Entries with page source code
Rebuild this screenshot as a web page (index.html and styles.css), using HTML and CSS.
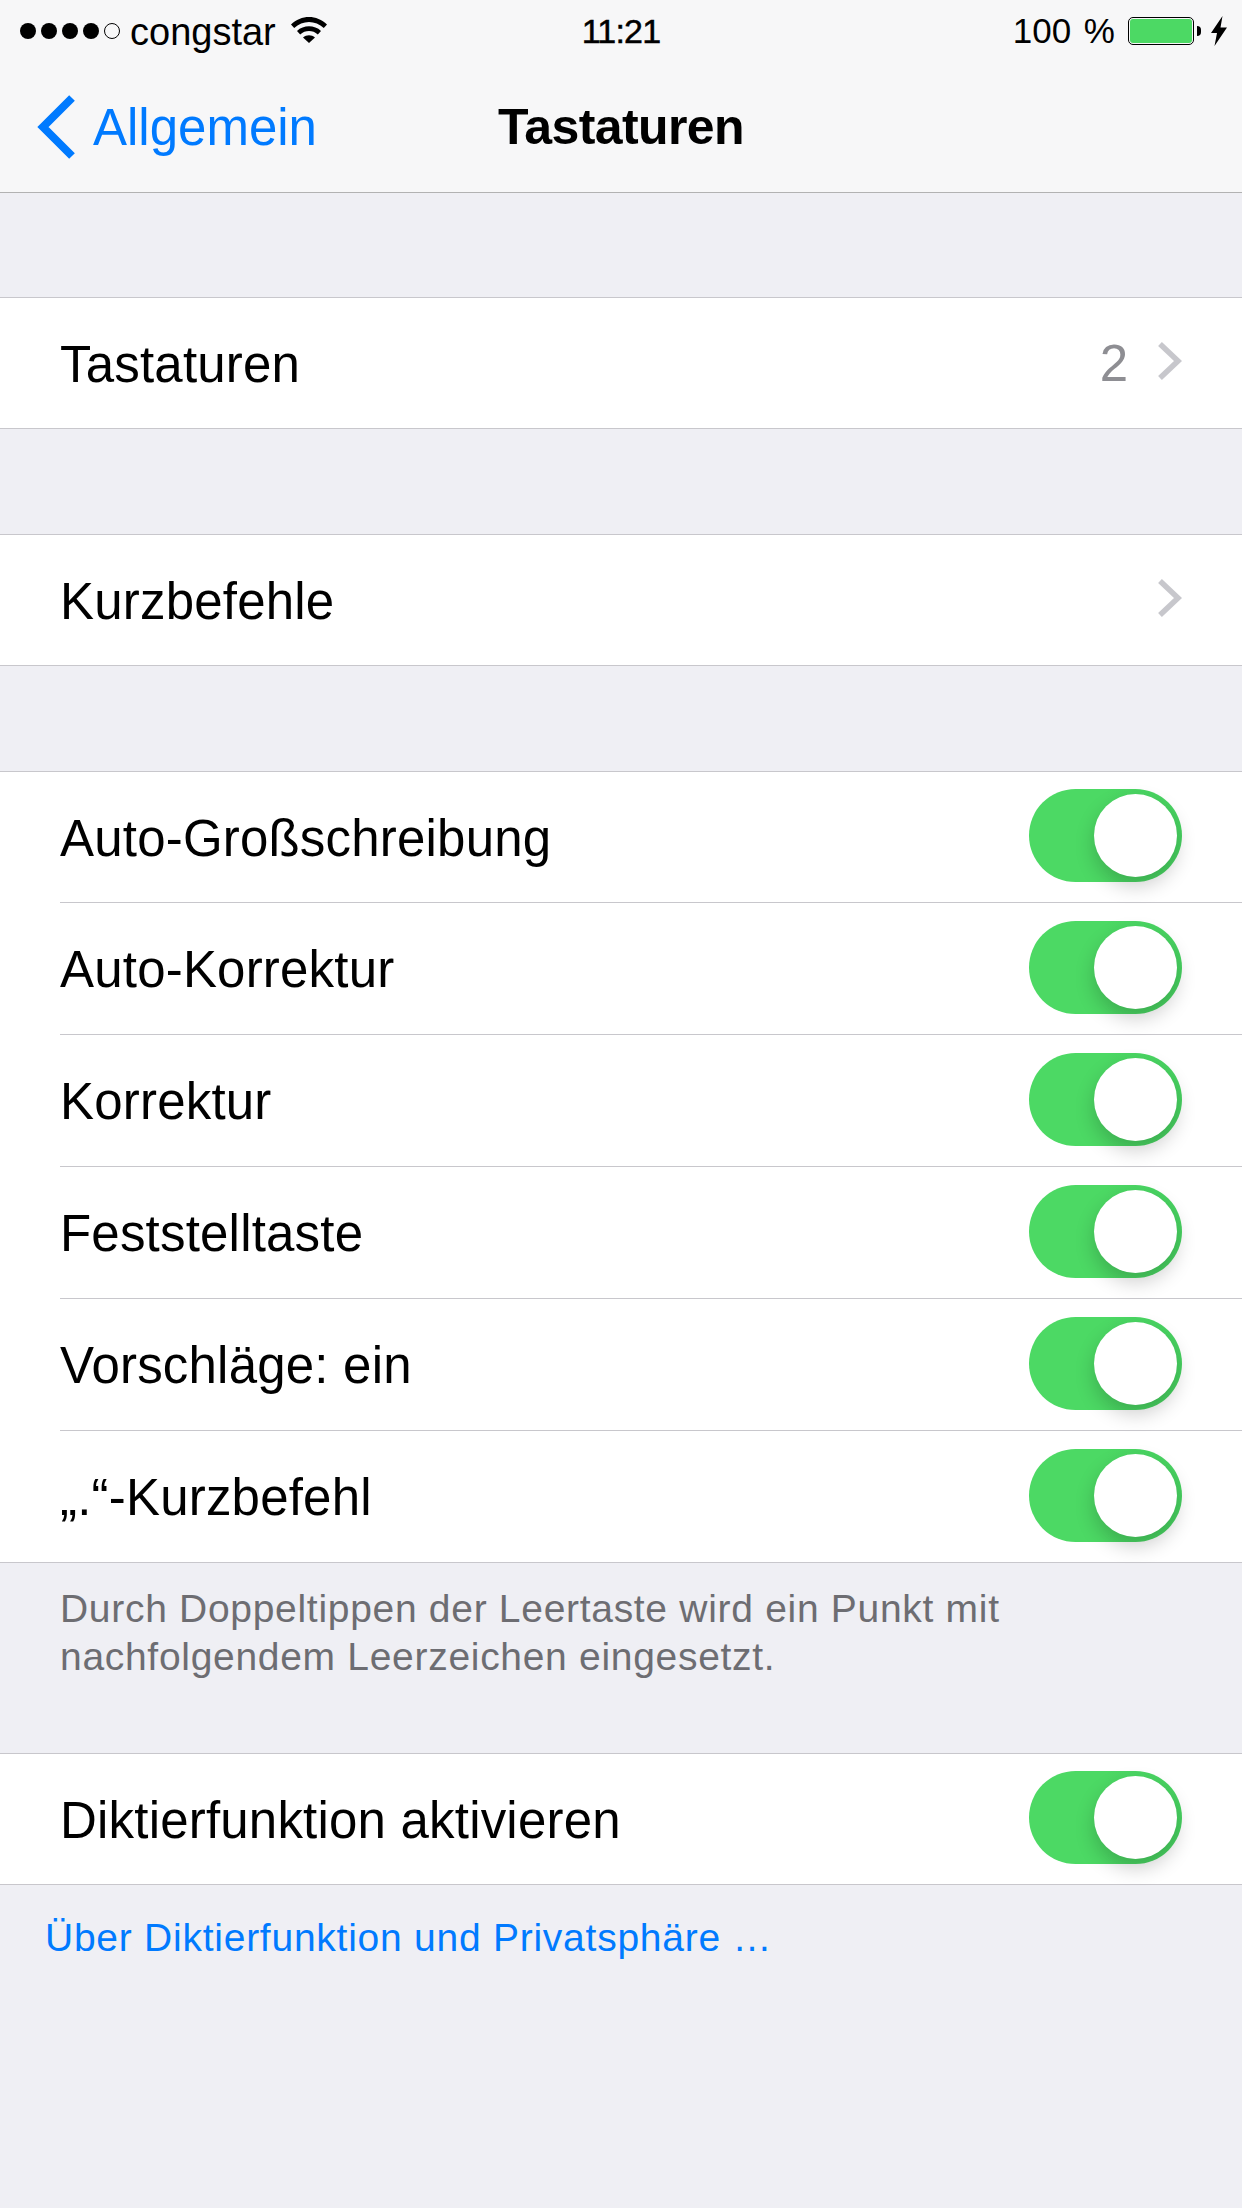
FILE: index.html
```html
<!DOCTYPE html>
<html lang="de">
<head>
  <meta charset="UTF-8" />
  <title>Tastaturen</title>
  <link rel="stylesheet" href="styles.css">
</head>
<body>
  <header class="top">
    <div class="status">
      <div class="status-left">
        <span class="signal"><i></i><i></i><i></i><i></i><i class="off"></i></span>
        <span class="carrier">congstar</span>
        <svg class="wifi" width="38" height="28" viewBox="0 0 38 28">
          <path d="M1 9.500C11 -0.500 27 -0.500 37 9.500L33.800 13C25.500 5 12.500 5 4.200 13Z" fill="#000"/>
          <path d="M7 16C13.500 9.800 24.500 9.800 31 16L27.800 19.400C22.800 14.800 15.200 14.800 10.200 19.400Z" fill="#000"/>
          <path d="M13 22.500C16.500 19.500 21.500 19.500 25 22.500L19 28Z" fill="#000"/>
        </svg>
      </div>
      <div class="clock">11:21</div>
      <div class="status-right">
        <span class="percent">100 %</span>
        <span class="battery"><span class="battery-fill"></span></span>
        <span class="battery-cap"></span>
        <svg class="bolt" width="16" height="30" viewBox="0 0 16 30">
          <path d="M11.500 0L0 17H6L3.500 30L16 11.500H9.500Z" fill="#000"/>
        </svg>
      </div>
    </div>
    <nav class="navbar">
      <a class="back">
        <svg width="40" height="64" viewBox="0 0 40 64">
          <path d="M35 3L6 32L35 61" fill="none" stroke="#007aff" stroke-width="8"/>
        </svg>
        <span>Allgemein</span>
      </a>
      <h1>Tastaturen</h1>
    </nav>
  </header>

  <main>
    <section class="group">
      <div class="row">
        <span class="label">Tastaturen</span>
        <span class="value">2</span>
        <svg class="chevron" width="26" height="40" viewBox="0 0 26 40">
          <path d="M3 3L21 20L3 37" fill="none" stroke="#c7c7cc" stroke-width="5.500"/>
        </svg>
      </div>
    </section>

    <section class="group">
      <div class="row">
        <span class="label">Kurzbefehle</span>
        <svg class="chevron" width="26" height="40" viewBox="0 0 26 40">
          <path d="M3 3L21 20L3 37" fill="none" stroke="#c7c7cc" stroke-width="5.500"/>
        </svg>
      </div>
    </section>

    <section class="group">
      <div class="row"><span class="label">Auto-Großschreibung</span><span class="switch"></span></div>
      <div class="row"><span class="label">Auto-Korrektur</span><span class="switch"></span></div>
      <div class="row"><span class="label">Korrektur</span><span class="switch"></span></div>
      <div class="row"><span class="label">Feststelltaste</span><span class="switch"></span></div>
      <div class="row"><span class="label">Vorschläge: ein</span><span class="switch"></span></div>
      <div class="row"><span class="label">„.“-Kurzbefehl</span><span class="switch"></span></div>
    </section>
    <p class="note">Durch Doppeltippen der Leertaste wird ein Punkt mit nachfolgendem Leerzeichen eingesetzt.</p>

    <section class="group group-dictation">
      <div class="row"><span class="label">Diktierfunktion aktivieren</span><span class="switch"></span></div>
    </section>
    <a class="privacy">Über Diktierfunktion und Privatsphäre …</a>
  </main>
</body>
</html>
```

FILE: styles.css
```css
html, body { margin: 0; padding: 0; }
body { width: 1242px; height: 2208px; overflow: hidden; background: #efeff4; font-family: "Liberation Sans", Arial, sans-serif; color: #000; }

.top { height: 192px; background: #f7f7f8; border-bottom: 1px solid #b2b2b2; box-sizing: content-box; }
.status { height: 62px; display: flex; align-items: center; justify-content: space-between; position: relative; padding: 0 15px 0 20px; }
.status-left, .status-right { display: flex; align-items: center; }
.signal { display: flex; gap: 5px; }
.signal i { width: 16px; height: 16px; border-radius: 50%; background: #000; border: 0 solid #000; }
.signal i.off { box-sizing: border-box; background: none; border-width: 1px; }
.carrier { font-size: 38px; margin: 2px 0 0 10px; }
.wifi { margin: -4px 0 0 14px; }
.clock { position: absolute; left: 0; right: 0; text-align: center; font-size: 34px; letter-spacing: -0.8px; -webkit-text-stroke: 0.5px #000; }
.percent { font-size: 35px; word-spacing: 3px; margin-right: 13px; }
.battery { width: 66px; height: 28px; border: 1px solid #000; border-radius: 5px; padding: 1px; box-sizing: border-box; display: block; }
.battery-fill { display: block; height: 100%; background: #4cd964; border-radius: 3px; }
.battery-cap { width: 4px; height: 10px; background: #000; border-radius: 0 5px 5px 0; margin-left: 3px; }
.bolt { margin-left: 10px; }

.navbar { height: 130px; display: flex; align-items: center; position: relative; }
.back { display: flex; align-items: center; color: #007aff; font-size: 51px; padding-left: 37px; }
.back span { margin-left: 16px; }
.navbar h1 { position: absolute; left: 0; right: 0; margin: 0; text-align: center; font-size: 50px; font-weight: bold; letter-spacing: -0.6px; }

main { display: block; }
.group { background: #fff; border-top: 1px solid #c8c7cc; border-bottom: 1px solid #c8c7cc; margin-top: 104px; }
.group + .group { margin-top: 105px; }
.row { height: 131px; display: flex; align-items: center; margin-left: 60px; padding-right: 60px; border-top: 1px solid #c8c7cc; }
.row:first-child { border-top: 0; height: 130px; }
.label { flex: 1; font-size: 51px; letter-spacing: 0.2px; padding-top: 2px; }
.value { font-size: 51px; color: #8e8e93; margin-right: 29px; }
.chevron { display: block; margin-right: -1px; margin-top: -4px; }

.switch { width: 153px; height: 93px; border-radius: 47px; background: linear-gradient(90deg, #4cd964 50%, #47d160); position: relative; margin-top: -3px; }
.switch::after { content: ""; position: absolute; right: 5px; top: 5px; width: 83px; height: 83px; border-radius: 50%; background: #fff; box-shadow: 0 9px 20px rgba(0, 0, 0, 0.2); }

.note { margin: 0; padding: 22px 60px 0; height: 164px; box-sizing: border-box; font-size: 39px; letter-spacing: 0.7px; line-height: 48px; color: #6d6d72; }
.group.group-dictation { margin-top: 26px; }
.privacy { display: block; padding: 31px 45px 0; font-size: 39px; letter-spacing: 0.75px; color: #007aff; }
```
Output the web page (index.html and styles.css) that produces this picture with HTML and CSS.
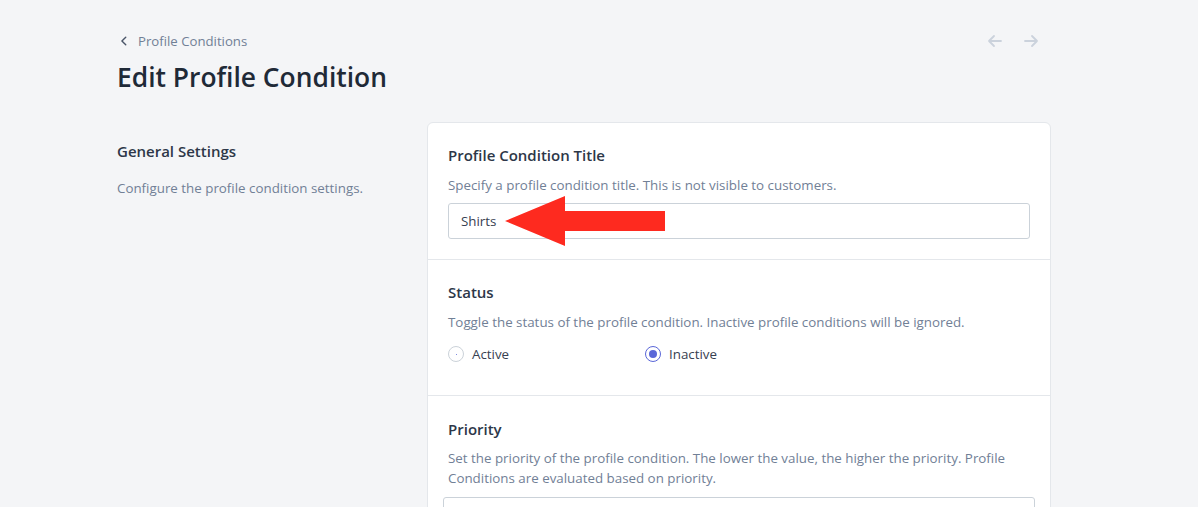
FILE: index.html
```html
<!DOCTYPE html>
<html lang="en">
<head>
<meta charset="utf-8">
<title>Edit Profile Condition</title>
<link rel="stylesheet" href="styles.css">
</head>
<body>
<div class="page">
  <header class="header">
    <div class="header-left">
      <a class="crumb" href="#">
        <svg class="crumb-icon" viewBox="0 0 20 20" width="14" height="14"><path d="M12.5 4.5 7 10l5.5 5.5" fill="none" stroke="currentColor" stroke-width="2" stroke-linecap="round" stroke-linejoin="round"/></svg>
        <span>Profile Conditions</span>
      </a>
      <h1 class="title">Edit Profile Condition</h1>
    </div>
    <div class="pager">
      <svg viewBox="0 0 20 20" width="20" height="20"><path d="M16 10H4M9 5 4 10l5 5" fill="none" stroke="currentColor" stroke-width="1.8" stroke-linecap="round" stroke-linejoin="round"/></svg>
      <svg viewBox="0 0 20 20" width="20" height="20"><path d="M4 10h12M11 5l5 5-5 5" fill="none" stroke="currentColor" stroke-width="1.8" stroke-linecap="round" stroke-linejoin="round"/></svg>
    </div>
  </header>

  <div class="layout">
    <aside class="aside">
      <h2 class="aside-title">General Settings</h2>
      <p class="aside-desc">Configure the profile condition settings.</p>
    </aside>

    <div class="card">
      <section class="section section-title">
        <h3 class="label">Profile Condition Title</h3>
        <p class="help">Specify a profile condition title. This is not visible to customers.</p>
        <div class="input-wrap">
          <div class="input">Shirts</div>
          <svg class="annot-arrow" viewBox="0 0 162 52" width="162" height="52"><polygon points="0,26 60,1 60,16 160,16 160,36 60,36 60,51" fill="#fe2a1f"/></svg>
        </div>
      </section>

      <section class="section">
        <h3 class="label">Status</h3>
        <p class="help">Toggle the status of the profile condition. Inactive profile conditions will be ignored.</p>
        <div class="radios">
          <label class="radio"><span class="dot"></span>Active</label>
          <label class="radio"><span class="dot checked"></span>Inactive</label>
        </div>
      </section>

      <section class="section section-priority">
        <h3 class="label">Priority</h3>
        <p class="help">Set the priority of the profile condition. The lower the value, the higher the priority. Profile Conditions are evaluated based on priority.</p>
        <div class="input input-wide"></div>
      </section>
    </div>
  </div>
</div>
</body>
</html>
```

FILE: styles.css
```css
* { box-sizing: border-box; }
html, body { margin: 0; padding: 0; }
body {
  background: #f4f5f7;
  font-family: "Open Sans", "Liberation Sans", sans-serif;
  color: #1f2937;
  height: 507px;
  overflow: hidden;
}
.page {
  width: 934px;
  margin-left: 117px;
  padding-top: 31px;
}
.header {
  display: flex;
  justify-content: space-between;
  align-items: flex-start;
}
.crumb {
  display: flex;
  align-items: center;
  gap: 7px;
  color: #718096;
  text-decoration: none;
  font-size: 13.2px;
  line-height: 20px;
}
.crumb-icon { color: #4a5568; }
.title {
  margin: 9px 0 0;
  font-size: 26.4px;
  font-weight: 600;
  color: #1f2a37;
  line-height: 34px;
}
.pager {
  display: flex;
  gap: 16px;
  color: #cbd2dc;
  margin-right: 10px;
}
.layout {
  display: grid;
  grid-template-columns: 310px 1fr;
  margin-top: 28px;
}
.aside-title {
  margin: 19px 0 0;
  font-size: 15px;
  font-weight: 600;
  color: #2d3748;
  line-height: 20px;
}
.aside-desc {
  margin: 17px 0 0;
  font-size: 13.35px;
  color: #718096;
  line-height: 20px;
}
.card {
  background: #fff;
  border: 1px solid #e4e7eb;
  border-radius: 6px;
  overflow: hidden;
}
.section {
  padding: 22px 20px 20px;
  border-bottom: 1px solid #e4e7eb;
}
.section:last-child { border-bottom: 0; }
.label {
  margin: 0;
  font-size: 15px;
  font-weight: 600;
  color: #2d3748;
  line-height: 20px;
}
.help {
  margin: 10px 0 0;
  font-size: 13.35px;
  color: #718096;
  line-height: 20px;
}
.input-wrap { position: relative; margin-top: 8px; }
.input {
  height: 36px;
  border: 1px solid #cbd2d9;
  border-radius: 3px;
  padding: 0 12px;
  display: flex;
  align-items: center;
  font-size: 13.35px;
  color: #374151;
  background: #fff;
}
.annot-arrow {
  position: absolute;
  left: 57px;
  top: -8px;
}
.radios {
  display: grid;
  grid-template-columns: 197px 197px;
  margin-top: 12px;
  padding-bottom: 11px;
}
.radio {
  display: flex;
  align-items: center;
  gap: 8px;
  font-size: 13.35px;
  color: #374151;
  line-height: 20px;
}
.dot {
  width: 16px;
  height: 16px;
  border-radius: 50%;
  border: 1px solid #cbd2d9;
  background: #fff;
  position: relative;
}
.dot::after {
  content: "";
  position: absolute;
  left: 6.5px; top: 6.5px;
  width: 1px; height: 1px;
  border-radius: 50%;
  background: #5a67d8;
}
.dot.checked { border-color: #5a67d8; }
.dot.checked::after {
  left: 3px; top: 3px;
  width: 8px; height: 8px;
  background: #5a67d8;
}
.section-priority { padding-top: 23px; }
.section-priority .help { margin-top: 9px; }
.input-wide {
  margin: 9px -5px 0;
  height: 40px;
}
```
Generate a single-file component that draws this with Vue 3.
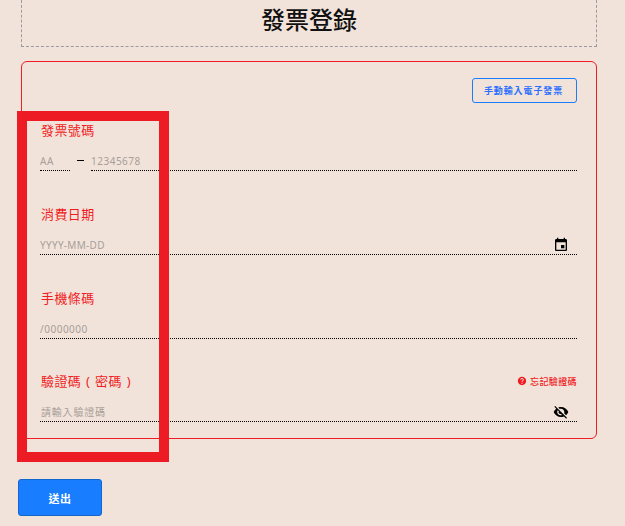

• WHAT IS BEING ASKED: In the entries above, identify every line with the string "index".

• RESULT:
Rebuild this screenshot as a web page (index.html and styles.css), using HTML and CSS.
FILE: index.html
Output the web page (index.html and styles.css) that produces this picture with HTML and CSS.
FILE: index.html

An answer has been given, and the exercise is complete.